Stored records
※

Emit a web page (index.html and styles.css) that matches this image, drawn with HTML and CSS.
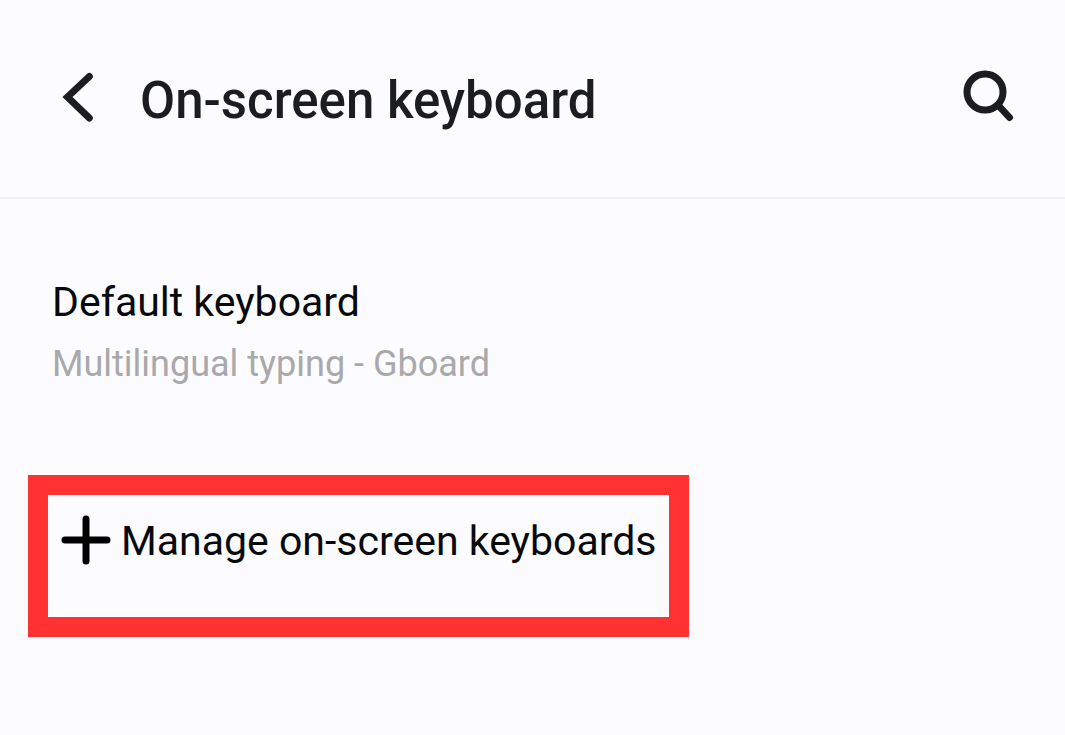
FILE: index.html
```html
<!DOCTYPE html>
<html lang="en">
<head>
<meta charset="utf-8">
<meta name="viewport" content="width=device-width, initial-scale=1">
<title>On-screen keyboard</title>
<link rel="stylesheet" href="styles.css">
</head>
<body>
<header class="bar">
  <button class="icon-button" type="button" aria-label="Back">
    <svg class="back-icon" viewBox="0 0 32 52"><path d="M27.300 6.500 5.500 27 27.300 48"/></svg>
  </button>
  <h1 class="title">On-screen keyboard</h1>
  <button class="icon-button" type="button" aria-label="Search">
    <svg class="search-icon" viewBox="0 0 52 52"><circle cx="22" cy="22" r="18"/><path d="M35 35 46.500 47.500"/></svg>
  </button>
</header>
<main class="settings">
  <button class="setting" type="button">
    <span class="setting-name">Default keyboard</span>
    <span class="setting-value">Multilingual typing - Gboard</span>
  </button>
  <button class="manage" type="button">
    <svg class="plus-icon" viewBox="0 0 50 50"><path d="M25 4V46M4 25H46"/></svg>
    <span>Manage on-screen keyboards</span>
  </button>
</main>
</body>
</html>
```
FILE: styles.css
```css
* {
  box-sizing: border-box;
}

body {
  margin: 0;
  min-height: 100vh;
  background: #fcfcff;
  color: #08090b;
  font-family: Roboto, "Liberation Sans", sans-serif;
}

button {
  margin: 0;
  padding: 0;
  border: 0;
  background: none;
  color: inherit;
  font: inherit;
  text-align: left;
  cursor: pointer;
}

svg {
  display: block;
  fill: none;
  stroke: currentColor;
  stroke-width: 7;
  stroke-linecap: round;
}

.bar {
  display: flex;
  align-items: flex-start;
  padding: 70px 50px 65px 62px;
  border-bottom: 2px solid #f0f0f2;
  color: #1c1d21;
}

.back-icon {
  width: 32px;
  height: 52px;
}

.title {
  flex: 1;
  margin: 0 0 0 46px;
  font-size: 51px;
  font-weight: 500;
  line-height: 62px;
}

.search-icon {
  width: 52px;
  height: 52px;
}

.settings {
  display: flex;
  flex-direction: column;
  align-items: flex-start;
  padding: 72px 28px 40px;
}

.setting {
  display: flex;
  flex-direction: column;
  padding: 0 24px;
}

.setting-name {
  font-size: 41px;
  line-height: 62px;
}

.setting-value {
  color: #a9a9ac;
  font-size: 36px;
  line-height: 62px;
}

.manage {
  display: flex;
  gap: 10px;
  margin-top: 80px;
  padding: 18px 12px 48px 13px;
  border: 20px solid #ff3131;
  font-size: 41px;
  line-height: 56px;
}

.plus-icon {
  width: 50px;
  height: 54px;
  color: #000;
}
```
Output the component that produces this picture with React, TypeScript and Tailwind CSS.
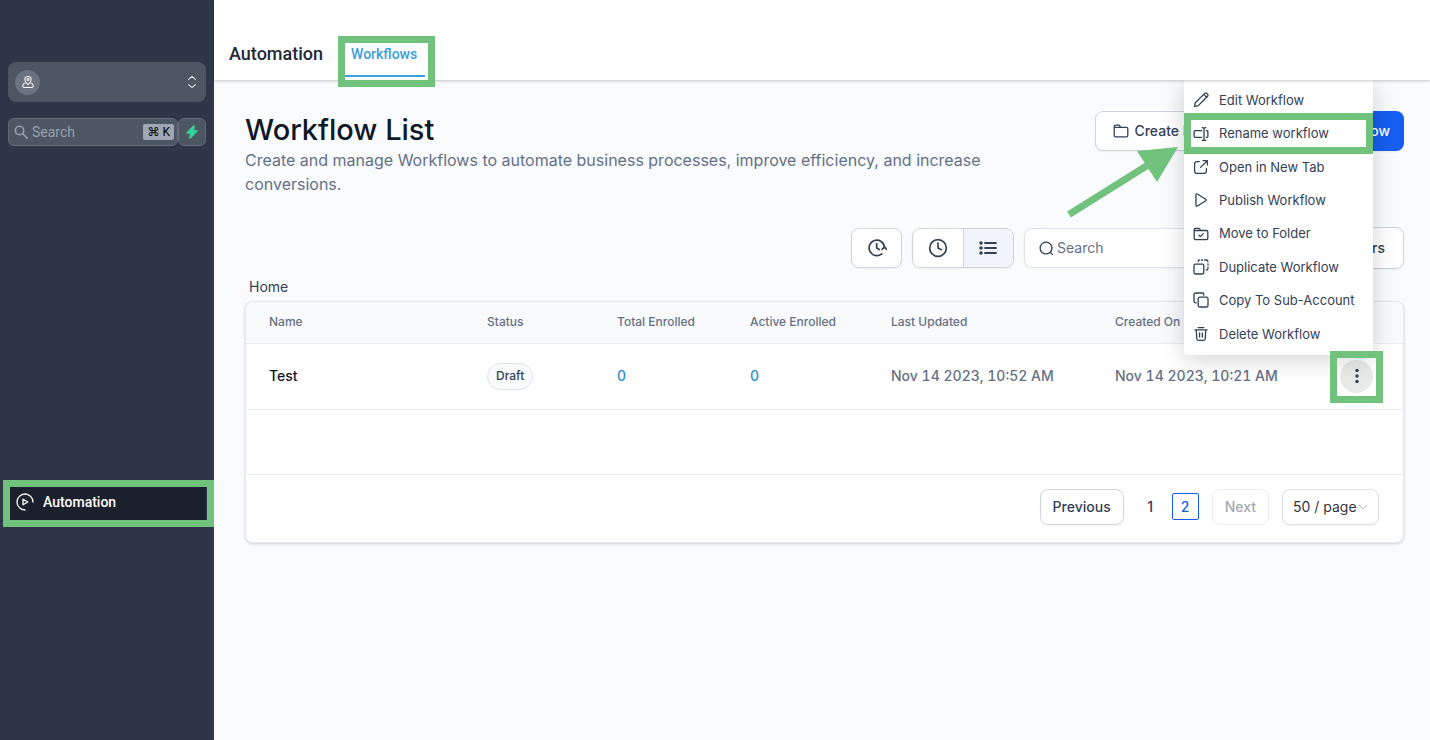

※

Exercise: Exclude the pictures and transcribe all of the entries exactly.

The reply:
Emit a web page (index.html and styles.css) that matches this image, drawn with HTML and CSS.
FILE: index.html
```html
<!DOCTYPE html>
<html lang="en">
<head>
<meta charset="utf-8">
<meta name="viewport" content="width=device-width, initial-scale=1">
<title>On-screen keyboard</title>
<link rel="stylesheet" href="styles.css">
</head>
<body>
<header class="bar">
  <button class="icon-button" type="button" aria-label="Back">
    <svg class="back-icon" viewBox="0 0 32 52"><path d="M27.300 6.500 5.500 27 27.300 48"/></svg>
  </button>
  <h1 class="title">On-screen keyboard</h1>
  <button class="icon-button" type="button" aria-label="Search">
    <svg class="search-icon" viewBox="0 0 52 52"><circle cx="22" cy="22" r="18"/><path d="M35 35 46.500 47.500"/></svg>
  </button>
</header>
<main class="settings">
  <button class="setting" type="button">
    <span class="setting-name">Default keyboard</span>
    <span class="setting-value">Multilingual typing - Gboard</span>
  </button>
  <button class="manage" type="button">
    <svg class="plus-icon" viewBox="0 0 50 50"><path d="M25 4V46M4 25H46"/></svg>
    <span>Manage on-screen keyboards</span>
  </button>
</main>
</body>
</html>
```
FILE: styles.css
```css
* {
  box-sizing: border-box;
}

body {
  margin: 0;
  min-height: 100vh;
  background: #fcfcff;
  color: #08090b;
  font-family: Roboto, "Liberation Sans", sans-serif;
}

button {
  margin: 0;
  padding: 0;
  border: 0;
  background: none;
  color: inherit;
  font: inherit;
  text-align: left;
  cursor: pointer;
}

svg {
  display: block;
  fill: none;
  stroke: currentColor;
  stroke-width: 7;
  stroke-linecap: round;
}

.bar {
  display: flex;
  align-items: flex-start;
  padding: 70px 50px 65px 62px;
  border-bottom: 2px solid #f0f0f2;
  color: #1c1d21;
}

.back-icon {
  width: 32px;
  height: 52px;
}

.title {
  flex: 1;
  margin: 0 0 0 46px;
  font-size: 51px;
  font-weight: 500;
  line-height: 62px;
}

.search-icon {
  width: 52px;
  height: 52px;
}

.settings {
  display: flex;
  flex-direction: column;
  align-items: flex-start;
  padding: 72px 28px 40px;
}

.setting {
  display: flex;
  flex-direction: column;
  padding: 0 24px;
}

.setting-name {
  font-size: 41px;
  line-height: 62px;
}

.setting-value {
  color: #a9a9ac;
  font-size: 36px;
  line-height: 62px;
}

.manage {
  display: flex;
  gap: 10px;
  margin-top: 80px;
  padding: 18px 12px 48px 13px;
  border: 20px solid #ff3131;
  font-size: 41px;
  line-height: 56px;
}

.plus-icon {
  width: 50px;
  height: 54px;
  color: #000;
}
```
Output the component that produces this picture with React, TypeScript and Tailwind CSS.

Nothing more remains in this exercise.